In the early years of the campaign for women’s right in New York State there was just a handful of women and some men in Albany aligned with the cause, but over three decades progress was been made.
Finally, after the Civil War more women in Albany became active in the movement. By then state laws had been enacted that gave women additional rights to own property, engage in business, manage their wages and other income, sue and be sued, and be joint guardian of their children.
In 1880 the NYS Legislature enacted a law that permitted women to participate in school votes that involved taxation and representation. (This had followed a series of dramatic and well-staged Women’s Tea Parties across the country.) The women of Albany were ready. Mary Seymour Howell, wife of a NYS librarian and Kate Stoneman, a faculty member at the State Normal School (now the University at Albany), sprang into action and organized women to get out the vote.
When the day of the vote came about 25 women summoned their courage and went to the polls. Howell and Stoneman had worked with the election inspectors and things went fairly smoothly (although women were denied the right to vote in several districts). Stoneman (who would later become the first female lawyer admitted to the NYS bar) was the first to vote at about 8 am.
The names of the women who voted were identified in the newspapers. The women represented an astonishing and remarkable cross –section of women of all types and ages. They included widows who were running boarding houses, women who were housekeepers in some else’s home; single school teachers; wives of teamsters; wives of men building the new Capitol, an Afro-American woman whose husband was a barber, the only female doctor in the Albany, and, Stoneman and Howell. Of note were Jane Hoxsie and her daughter-in-law Elizabeth – Jane was the last link to the earlier days; she had been a spectator, along with Lydia Mott and Phoebe Jones, in City Hall during the indictment of Susan B. Anthony in 1873 for voting in a federal election.
Shortly thereafter the women founded the Albany Woman’s Suffrage Society. While Howell and Stoneman were elected officers, other women were tapped to play key roles. One woman was Experience Miller, with a completely different background from Howell and Stoneman. Miller was a Civil War widow in her 60’s, reduced to keeping house for a physician who was willing to allow her daughter-in law and 2 grandchildren live in the household. It was clear that all sorts of women were joining the cause.
Over the next several years Howell emerged as a leading light on the national women’s rights scene, allying herself closely with Anthony and Stanton.

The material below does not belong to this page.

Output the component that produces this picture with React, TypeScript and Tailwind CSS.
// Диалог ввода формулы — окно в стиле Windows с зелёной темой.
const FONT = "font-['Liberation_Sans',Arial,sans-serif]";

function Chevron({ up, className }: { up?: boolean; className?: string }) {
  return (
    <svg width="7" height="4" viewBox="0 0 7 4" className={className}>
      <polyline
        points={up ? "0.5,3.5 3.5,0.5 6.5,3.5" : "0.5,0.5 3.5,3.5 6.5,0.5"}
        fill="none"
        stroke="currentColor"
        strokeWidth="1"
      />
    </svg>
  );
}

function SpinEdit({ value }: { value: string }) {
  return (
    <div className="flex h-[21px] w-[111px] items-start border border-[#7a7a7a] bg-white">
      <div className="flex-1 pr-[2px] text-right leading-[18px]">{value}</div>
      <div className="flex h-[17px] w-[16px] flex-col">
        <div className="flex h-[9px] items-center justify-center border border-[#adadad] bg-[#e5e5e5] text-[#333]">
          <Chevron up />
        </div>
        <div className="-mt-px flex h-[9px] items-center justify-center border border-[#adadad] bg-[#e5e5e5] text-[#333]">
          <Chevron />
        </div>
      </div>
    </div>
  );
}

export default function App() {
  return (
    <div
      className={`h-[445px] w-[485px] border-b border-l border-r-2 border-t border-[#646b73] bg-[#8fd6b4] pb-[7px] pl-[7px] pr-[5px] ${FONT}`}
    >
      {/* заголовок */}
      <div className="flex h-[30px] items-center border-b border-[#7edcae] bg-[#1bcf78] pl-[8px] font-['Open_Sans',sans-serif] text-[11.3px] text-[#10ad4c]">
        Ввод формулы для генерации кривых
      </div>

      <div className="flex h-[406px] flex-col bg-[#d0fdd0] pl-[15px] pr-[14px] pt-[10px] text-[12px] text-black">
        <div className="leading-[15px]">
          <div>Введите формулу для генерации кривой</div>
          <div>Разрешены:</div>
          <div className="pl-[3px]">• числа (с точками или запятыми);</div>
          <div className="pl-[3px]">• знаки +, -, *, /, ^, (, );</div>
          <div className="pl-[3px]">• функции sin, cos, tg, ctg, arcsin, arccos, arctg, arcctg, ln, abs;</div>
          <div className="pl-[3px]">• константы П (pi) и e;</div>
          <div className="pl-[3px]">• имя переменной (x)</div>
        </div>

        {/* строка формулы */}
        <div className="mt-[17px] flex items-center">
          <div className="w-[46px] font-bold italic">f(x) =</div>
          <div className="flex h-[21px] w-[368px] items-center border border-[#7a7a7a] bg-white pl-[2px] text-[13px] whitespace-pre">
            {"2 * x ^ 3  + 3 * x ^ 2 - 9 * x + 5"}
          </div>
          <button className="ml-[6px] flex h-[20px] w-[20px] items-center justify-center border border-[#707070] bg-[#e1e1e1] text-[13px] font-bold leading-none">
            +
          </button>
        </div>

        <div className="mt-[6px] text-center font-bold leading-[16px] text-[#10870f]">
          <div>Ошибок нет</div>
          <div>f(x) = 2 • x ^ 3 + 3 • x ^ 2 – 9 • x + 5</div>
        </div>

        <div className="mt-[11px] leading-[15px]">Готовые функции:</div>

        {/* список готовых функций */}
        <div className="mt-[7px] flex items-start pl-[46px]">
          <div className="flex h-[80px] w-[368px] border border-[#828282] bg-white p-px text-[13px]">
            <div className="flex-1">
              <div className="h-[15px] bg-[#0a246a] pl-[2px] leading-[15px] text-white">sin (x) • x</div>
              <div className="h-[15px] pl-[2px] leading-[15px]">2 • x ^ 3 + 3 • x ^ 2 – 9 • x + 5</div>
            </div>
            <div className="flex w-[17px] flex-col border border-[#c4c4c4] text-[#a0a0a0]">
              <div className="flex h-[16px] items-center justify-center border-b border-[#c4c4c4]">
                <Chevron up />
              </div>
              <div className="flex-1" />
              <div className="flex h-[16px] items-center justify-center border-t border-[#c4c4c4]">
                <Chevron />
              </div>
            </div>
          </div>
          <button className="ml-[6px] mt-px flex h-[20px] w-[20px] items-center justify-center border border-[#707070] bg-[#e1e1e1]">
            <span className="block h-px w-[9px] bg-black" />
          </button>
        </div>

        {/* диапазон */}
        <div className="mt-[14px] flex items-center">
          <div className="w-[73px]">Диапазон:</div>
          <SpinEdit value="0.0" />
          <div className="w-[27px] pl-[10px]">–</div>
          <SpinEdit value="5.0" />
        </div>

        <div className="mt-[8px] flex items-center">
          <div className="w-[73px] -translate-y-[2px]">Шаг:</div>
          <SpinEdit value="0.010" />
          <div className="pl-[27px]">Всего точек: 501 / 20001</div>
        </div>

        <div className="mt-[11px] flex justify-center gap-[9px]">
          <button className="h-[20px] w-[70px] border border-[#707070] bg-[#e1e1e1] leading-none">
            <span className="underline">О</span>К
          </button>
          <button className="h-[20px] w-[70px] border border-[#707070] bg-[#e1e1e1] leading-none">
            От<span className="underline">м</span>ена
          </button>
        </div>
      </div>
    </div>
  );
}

Howell was an eloquent and forceful speaker who traveled across the country, attending state and national conventions. In 1885 she made a powerful speech to Congress that specifically addressed need for the women of Albany to have the vote.
Other women became involved. There were women physicians and wives of physicians and the wives of bakers, and lots of single school teachers and librarians. But supporting women’s suffrage was still a dangerous business. Martha Winne, a graduate of the NYS Normal School, was the principal of school 17 (the building can still be seen on lower Second Ave). She was fired by anti-suffragists on the Albany School Board when she was elected president of the Suffrage Society.

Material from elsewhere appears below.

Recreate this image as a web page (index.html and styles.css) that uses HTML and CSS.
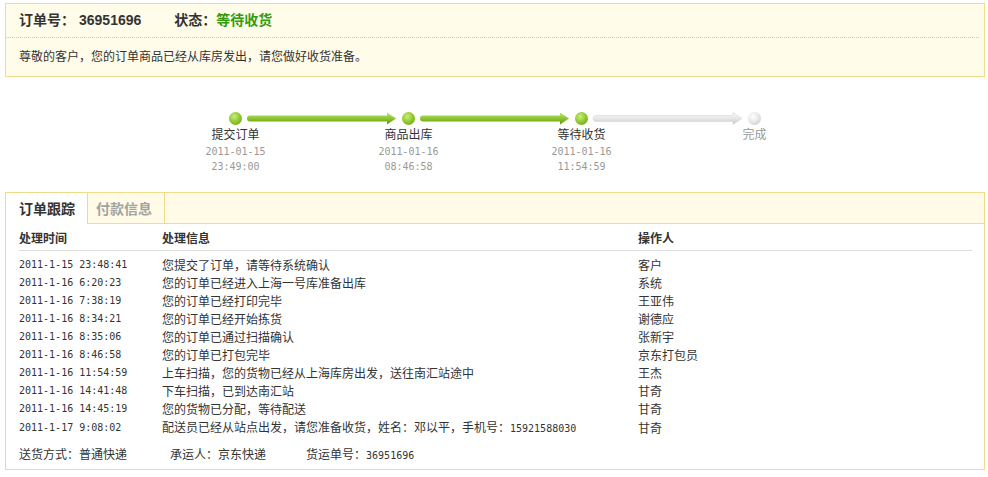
FILE: index.html
```html
<!DOCTYPE html>
<html lang="zh-CN">
<head>
<meta charset="utf-8">
<title>订单详情</title>
<link rel="stylesheet" href="styles.css">
</head>
<body>
<div class="page">
  <div class="order-head">
    <div class="order-title">
      <span>订单号：</span><span class="order-no">36951696</span><span class="status-lbl">状态：</span><span class="status">等待收货</span>
    </div>
    <div class="order-msg">尊敬的客户，您的订单商品已经从库房发出，请您做好收货准备。</div>
  </div>

  <div class="progress">
    <div class="track">
      <span class="node done"></span>
      <svg class="conn" width="160" height="13" viewBox="0 0 160 13">
        <defs><linearGradient id="gg1" x1="0" y1="0" x2="0" y2="1"><stop offset="0" stop-color="#c0e870"/><stop offset="0.5" stop-color="#8cc531"/><stop offset="1" stop-color="#5f940c"/></linearGradient></defs>
        <path d="M8 3.5 H145 V0.5 L154 6.5 L145 12.5 V9.5 H8 A3 3 0 0 1 8 3.5 Z" fill="url(#gg1)"/>
      </svg>
      <span class="node done"></span>
      <svg class="conn" width="160" height="13" viewBox="0 0 160 13">
        <defs><linearGradient id="gg2" x1="0" y1="0" x2="0" y2="1"><stop offset="0" stop-color="#c0e870"/><stop offset="0.5" stop-color="#8cc531"/><stop offset="1" stop-color="#5f940c"/></linearGradient></defs>
        <path d="M8 3.5 H145 V0.5 L154 6.5 L145 12.5 V9.5 H8 A3 3 0 0 1 8 3.5 Z" fill="url(#gg2)"/>
      </svg>
      <span class="node done"></span>
      <svg class="conn" width="160" height="13" viewBox="0 0 160 13">
        <defs><linearGradient id="gy1" x1="0" y1="0" x2="0" y2="1"><stop offset="0" stop-color="#fafafa"/><stop offset="0.5" stop-color="#e6e6e6"/><stop offset="1" stop-color="#c9c9c9"/></linearGradient></defs>
        <path d="M8 3.5 H145 V0.5 L154 6.5 L145 12.5 V9.5 H8 A3 3 0 0 1 8 3.5 Z" fill="url(#gy1)" stroke="#d6d6d6" stroke-width="0.6"/>
      </svg>
      <span class="node todo"></span>
    </div>
    <div class="labels">
      <div class="step"><div class="step-name">提交订单</div><div class="step-time">2011-01-15<br>23:49:00</div></div>
      <div class="step"><div class="step-name">商品出库</div><div class="step-time">2011-01-16<br>08:46:58</div></div>
      <div class="step"><div class="step-name">等待收货</div><div class="step-time">2011-01-16<br>11:54:59</div></div>
      <div class="step"><div class="step-name pending">完成</div></div>
    </div>
  </div>

  <div class="tabbox">
    <div class="tabs">
      <div class="tab active">订单跟踪</div>
      <div class="tab inactive">付款信息</div>
    </div>
    <div class="tabbody">
      <table class="log">
        <thead>
          <tr><th class="c1">处理时间</th><th class="c2">处理信息</th><th class="c3">操作人</th></tr>
        </thead>
        <tbody>
          <tr><td class="num">2011-1-15 23:48:41</td><td>您提交了订单，请等待系统确认</td><td>客户</td></tr>
          <tr><td class="num">2011-1-16 6:20:23</td><td>您的订单已经进入上海一号库准备出库</td><td>系统</td></tr>
          <tr><td class="num">2011-1-16 7:38:19</td><td>您的订单已经打印完毕</td><td>王亚伟</td></tr>
          <tr><td class="num">2011-1-16 8:34:21</td><td>您的订单已经开始拣货</td><td>谢德应</td></tr>
          <tr><td class="num">2011-1-16 8:35:06</td><td>您的订单已通过扫描确认</td><td>张新宇</td></tr>
          <tr><td class="num">2011-1-16 8:46:58</td><td>您的订单已打包完毕</td><td>京东打包员</td></tr>
          <tr><td class="num">2011-1-16 11:54:59</td><td>上车扫描，您的货物已经从上海库房出发，送往南汇站途中</td><td>王杰</td></tr>
          <tr><td class="num">2011-1-16 14:41:48</td><td>下车扫描，已到达南汇站</td><td>甘奇</td></tr>
          <tr><td class="num">2011-1-16 14:45:19</td><td>您的货物已分配，等待配送</td><td>甘奇</td></tr>
          <tr><td class="num">2011-1-17 9:08:02</td><td>配送员已经从站点出发，请您准备收货，姓名：邓以平，手机号：<span class="digits">15921588030</span></td><td>甘奇</td></tr>
        </tbody>
      </table>
      <div class="ship">
        <span class="ship-a">送货方式：普通快递</span>
        <span class="ship-b">承运人：京东快递</span>
        <span>货运单号：<span class="digits">36951696</span></span>
      </div>
    </div>
  </div>
</div>
</body>
</html>
```

FILE: styles.css
```css
body {
  margin: 0;
  background: #fff;
  color: #333;
  font-family: "Noto Sans CJK SC", "Liberation Sans", sans-serif;
  font-size: 12px;
}

.page {
  margin: 3px 3px 0 5px;
}

/* ---------- order header ---------- */
.order-head {
  border: 1px solid #efdc8c;
  background: #fffcea;
  height: 72px;
}

.order-title {
  height: 33px;
  line-height: 30px;
  margin-right: 5px;
  padding-left: 13px;
  border-bottom: 1px dotted #e0cb7a;
  font-size: 14px;
  font-weight: bold;
  color: #333;
}

.order-no {
  font-family: "Liberation Sans", sans-serif;
  margin-left: 4px;
}

.status-lbl {
  margin-left: 33px;
}

.status {
  color: #359a0c;
}

.order-msg {
  padding-left: 13px;
  line-height: 36px;
  color: #333;
}

/* ---------- progress ---------- */
.progress {
  height: 80px;
  padding-top: 35px;
}

.track {
  display: flex;
  align-items: center;
  height: 13px;
  padding-left: 224px;
}

.node {
  display: block;
  width: 13px;
  height: 13px;
  border-radius: 50%;
  flex: none;
}

.node.done {
  background: radial-gradient(circle at 40% 35%, #c8ee7a 0, #94cb33 45%, #64990f 100%);
}

.node.todo {
  background: radial-gradient(circle at 40% 35%, #ffffff 0, #e8e8e8 45%, #c2c2c2 100%);
}

.conn {
  display: block;
  flex: none;
}

.labels {
  display: flex;
  margin-top: 1px;
  padding-left: 144px;
}

.step {
  width: 173px;
  text-align: center;
}

.step-name {
  line-height: 16px;
  color: #333;
}

.step-name.pending {
  color: #999;
}

.step-time {
  margin-top: 2px;
  line-height: 15px;
  color: #999;
  font-family: "DejaVu Sans Mono", monospace;
  font-size: 10px;
}

/* ---------- tab box ---------- */
.tabbox {
  border: 1px solid #eedc8a;
}

.tabs {
  display: flex;
  height: 30px;
  background: #fffbe7;
  border-bottom: 1px solid #eedc8a;
}

.tab {
  line-height: 30px;
  font-size: 14px;
  font-weight: bold;
}

.tab.active {
  height: 31px;
  padding: 0 12px 0 13px;
  background: #fff;
  color: #333;
}

.tab.inactive {
  padding: 0 12px 0 8px;
  border-left: 1px solid #eedc8a;
  border-right: 1px solid #eedc8a;
  color: #a3a3a3;
}

.tabbody {
  padding: 2px 12px 4px 13px;
}

.log {
  width: 100%;
  border-collapse: collapse;
}

.log th {
  padding: 0;
  text-align: left;
  font-weight: bold;
  line-height: 24px;
  border-bottom: 1px solid #dcdcdc;
  color: #333;
}

.log .c1 { width: 143px; }
.log .c2 { width: 476px; }

.log td {
  padding: 0;
  line-height: 18px;
  white-space: nowrap;
  color: #333;
}

.log tbody tr:first-child td {
  padding-top: 5px;
}

.log td.num,
.digits {
  font-family: "DejaVu Sans Mono", monospace;
  font-size: 10px;
}

.ship {
  display: flex;
  margin-top: 7px;
  line-height: 18px;
  color: #333;
}

.ship-a { margin-right: 43px; }
.ship-b { margin-right: 40px; }
```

Nevertheless, they persisted. In 1885 Stoneman, Howell and several others tried to cast their ballots in a general election; they were turned away. Howell, undaunted, went to a judge in Troy to get a court order permitting them to vote. The judge refused on the grounds he had insufficient constitutional knowledge.
Despite these setbacks by the 1890s women (and men) across the country (and in Albany) had flocked to the cause. Social reformers in the State were making in-roads on labor laws, public health and the temperance faction had gained significant traction. Most unions supported the cause and even the Grange Associations across NYS were supportive (as men left the farms for other employment, the agricultural work fell to women). It looked like a critical mass was being achieved that might tip the balance.
Then the NYS Constitutional Convention of 1894 happened. The Albany branch of the NYS Association Opposed to Woman Suffrage was established to counteract the possibility of a woman’s right amendment to the NYS Constitution.
The women in this group came mostly from the wealthier classes; their headquarters was at 13 Elk St. in the area known as “Quality Row” (a/k/a “Millionaire’s Row”). These women great social standing, money and political clout.
And the Lord was with them in the form of William Croswell Doane, Bishop of the Albany Episcopal Diocese, a vehement and somewhat rabid anti-suffragist.
Despite submission of over 600,000 petition signatures gathered from all over the NYS in favor of a woman’s right to vote (vs. 15,000 from the “Anti’s’) and impassioned speeches by Anthony and Albany’s Mary Seymour Howell, the Convention refused to support putting a woman’s suffrage proposition to NYS voters.